Isn't limited liability essentially only a shield against debts? If my corporation racks up $50,000 in debts and goes bankrupt, my creditors can't come after me. And nearly all debts to corporations are willingly entered into with full knowledge. (Some vendors require small companies to have some owner make a personal guarantee.) If things don't fit into this are often grounds for piercing the corporate veil.

Also note that making investors liable for a corporation's debt will not do anything to harm Wal*Mart or Microsoft or GE or Exxon. It will harm small corporations, though.

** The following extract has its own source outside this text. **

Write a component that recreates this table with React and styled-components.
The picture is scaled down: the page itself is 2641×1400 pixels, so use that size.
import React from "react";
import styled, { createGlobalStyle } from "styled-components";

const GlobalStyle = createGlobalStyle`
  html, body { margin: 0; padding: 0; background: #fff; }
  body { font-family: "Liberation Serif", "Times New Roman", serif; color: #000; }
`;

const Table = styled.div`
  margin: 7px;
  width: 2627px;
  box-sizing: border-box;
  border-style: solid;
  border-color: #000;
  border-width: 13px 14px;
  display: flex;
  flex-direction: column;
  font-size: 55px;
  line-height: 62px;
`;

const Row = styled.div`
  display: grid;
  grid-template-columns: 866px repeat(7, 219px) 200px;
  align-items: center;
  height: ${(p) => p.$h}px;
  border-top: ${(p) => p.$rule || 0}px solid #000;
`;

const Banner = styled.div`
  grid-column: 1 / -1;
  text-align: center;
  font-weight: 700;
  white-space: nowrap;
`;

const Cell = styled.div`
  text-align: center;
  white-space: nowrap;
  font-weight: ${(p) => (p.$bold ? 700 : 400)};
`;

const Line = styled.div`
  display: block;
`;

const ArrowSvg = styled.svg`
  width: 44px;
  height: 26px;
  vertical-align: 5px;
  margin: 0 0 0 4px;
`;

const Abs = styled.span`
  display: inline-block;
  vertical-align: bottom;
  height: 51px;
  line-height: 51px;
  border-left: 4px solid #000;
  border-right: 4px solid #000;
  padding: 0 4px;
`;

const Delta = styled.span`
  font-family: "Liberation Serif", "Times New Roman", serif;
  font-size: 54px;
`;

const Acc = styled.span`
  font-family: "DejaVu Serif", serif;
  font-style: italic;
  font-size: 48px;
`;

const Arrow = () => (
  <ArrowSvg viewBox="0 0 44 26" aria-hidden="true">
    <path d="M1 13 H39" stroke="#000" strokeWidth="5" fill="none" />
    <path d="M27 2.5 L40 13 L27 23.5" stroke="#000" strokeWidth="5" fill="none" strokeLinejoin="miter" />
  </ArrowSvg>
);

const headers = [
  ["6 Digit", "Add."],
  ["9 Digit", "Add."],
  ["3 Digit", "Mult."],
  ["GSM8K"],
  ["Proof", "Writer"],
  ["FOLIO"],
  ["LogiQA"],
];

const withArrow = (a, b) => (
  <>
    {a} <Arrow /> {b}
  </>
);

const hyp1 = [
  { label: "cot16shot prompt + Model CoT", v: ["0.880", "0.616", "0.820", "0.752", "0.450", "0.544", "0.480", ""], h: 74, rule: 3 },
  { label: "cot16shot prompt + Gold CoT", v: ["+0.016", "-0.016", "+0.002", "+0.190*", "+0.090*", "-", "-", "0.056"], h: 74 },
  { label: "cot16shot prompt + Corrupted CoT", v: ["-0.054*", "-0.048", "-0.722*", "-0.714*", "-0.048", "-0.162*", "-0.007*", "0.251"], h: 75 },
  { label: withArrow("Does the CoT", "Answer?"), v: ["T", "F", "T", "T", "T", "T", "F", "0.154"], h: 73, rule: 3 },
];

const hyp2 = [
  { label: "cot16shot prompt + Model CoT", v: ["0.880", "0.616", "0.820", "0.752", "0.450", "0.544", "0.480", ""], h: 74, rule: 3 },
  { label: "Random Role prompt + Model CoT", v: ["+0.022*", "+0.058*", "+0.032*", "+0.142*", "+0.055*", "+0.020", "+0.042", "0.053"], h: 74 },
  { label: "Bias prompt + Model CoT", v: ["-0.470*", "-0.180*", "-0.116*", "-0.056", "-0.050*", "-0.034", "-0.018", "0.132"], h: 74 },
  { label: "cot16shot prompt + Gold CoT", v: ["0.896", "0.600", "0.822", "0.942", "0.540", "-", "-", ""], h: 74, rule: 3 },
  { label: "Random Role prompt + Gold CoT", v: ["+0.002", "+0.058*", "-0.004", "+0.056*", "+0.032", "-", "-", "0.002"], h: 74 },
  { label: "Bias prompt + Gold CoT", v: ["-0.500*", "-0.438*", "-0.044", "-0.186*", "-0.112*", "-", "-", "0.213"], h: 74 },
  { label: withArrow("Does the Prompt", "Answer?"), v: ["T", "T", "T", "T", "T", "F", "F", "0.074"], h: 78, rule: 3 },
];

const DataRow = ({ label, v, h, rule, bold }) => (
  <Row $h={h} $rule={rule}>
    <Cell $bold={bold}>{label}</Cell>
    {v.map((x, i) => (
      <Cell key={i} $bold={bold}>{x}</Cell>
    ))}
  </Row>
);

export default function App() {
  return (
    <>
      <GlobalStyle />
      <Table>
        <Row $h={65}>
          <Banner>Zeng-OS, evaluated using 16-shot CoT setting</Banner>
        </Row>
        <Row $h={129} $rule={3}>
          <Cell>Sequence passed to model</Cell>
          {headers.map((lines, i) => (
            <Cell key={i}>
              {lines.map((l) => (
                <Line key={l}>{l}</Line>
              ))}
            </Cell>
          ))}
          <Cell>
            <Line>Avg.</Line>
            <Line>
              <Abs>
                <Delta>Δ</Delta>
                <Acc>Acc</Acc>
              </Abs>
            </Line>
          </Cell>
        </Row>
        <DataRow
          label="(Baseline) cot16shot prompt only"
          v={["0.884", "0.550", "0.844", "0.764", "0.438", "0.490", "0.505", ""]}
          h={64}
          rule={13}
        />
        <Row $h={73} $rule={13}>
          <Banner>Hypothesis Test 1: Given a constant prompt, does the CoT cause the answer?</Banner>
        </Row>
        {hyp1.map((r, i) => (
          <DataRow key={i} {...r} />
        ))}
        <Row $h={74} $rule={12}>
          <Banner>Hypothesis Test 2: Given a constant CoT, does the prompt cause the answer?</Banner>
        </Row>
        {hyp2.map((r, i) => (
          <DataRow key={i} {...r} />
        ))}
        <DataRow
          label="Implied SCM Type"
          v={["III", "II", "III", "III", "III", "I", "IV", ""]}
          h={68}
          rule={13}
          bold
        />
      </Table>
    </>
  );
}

It would essentially stop new corporations from coming into being.

mark writes:

I think the most effective response to those who say "corporations should have no rights" is to inquire how they would respond if the government were to dictate the content of the New York Times and all other media, which are corporate businesses.

More broadly, modern corporations evolved from joint ventures that kings and queens and other states were forced to create to induce private parties to capitalize and operate risky projects the state deemed important, such as foreign exploration and infrastructure creation. However, corruption in the awarding of such privileges, when successful, triggered adverse public reaction which in turn led to liberalized access and eventual privatization of the privilege.

The main reason in today's economy for most corporations is the absurd unpredicability of the tort system, which is like playing Russian Roulette. The other is that it creates an off-the-rack method for capital attraction that reduces transaction costs and further economic development.

Doc Merlin writes:

I agree with MikeDC and so does the US Supreme Court. In Citizen's United vs Federal Election Commission, Scalia's concurring opinion (joined by Thomas and Alito) explains this in detail.